REQUIREMENTS: Your task is to reproduce, verbatim and without pictures, the lines from the opening of the listing through the line containing "const headings: string[]".

DATASET SECTION:
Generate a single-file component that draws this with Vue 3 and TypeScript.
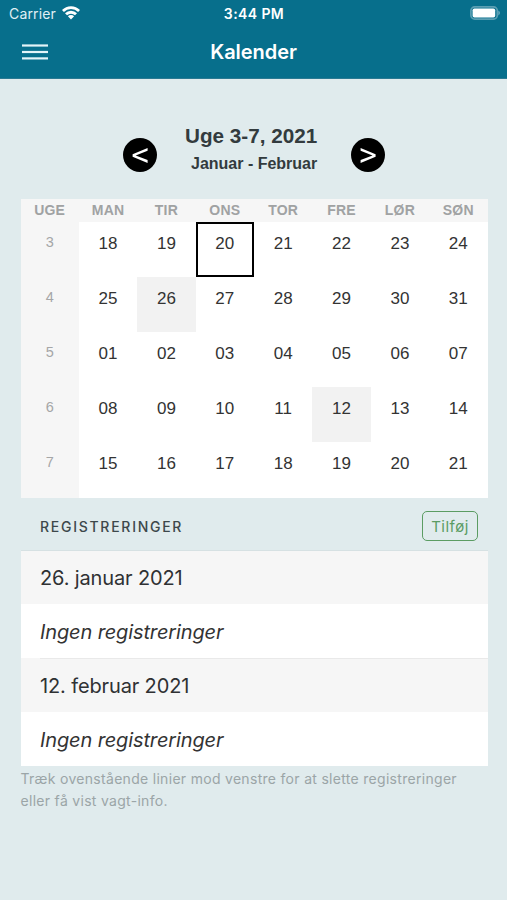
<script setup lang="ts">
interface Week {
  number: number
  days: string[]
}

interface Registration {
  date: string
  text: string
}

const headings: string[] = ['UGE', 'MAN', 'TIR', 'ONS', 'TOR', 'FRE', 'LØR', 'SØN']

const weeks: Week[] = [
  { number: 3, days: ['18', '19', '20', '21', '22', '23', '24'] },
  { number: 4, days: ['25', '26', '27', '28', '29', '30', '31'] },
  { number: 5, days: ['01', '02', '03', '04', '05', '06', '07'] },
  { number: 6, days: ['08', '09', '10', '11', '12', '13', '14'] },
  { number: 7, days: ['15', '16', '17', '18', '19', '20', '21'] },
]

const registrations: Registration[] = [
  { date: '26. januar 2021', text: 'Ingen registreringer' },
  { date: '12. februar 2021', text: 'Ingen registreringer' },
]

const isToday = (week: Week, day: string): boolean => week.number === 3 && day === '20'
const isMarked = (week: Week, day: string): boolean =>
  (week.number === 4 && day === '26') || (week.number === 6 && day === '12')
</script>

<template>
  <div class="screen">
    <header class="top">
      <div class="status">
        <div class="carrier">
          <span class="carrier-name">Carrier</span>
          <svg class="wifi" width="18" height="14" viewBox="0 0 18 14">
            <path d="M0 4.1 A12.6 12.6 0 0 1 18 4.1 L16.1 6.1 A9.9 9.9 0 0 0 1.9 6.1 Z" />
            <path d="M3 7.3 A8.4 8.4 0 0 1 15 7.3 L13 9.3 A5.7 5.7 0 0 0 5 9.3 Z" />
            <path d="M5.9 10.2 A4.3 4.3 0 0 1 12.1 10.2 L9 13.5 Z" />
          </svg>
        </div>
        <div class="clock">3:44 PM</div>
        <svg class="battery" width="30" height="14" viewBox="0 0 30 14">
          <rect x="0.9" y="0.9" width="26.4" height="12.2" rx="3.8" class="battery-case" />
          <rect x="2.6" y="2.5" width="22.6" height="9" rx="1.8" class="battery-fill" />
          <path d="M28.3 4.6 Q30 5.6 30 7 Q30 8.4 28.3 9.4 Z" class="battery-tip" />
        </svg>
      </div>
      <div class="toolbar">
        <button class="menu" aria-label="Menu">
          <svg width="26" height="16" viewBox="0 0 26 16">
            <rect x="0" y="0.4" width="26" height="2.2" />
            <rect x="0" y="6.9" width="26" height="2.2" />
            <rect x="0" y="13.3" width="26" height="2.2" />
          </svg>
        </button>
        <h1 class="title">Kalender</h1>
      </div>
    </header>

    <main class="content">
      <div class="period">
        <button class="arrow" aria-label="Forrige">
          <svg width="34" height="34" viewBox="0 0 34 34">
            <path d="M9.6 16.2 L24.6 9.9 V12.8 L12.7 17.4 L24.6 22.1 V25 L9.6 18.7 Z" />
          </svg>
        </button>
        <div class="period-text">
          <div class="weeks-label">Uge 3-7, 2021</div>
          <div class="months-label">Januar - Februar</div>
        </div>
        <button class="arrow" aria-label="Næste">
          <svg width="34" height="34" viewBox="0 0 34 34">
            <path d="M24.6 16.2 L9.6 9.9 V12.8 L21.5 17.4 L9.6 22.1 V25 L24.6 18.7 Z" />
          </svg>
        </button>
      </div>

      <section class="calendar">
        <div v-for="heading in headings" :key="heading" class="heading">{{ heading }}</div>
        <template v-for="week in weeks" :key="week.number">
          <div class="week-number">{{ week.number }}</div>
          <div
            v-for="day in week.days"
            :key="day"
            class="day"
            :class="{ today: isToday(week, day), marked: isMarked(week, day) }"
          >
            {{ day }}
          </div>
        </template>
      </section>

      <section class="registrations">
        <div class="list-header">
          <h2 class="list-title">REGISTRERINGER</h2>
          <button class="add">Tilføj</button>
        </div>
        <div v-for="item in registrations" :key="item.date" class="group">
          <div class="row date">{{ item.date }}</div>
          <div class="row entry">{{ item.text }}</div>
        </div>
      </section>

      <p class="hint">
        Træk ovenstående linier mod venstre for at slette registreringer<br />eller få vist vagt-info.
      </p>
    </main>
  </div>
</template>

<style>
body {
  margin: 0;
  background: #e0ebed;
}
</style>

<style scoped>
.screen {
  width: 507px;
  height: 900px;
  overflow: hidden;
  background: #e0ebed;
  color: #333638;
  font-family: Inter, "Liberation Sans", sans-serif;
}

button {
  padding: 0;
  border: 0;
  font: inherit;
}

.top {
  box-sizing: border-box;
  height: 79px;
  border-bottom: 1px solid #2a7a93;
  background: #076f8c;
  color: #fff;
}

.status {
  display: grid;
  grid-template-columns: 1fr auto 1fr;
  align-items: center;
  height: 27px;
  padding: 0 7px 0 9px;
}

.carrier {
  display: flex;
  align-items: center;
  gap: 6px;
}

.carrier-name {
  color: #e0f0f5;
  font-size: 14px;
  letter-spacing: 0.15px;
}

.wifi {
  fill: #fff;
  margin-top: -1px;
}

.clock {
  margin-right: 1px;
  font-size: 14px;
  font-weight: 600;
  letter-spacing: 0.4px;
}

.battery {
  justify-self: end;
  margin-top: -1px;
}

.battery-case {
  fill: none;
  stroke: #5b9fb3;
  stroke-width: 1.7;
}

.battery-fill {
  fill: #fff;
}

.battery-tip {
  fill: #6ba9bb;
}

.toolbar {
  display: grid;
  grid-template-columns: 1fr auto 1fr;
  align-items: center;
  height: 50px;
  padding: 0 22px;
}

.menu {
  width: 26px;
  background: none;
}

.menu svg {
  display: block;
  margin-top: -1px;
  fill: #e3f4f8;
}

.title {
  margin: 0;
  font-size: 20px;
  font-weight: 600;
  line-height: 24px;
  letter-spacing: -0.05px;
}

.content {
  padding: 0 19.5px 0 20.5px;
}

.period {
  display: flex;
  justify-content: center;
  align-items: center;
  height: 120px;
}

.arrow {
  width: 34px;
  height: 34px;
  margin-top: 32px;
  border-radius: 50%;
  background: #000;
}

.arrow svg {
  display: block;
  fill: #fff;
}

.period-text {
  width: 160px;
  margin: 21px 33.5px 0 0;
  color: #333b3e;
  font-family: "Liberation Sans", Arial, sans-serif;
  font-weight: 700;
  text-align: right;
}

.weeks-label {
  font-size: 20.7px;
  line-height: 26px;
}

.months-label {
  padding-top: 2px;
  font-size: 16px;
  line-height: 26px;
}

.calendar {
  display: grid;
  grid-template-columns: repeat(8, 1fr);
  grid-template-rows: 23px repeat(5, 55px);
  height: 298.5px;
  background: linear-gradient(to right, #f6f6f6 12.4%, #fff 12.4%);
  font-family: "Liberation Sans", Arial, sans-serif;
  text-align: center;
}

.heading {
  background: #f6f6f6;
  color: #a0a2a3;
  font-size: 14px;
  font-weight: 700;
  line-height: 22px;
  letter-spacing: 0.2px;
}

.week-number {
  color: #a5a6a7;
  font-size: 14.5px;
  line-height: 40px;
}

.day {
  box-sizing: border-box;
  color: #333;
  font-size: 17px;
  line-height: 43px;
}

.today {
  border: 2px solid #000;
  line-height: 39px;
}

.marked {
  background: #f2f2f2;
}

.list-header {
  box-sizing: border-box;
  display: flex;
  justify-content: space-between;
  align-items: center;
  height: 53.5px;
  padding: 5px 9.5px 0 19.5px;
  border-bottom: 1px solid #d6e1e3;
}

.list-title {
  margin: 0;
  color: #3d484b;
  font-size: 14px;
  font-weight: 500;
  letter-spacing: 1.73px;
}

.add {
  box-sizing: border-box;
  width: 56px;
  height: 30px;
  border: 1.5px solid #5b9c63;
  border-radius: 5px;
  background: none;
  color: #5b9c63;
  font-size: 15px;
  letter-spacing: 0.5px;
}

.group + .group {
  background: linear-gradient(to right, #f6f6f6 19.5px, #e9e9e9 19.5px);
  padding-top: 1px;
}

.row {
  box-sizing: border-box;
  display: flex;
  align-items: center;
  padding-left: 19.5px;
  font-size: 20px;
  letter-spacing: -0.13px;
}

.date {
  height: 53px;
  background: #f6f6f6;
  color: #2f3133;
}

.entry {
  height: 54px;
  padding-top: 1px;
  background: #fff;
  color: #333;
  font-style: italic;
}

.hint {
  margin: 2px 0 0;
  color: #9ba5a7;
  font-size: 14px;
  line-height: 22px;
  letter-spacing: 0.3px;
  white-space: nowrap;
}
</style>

FINISHED TASK:
Generate a single-file component that draws this with Vue 3 and TypeScript.
<script setup lang="ts">
interface Week {
  number: number
  days: string[]
}

interface Registration {
  date: string
  text: string
}

const headings: string[] = ['UGE', 'MAN', 'TIR', 'ONS', 'TOR', 'FRE', 'LØR', 'SØN']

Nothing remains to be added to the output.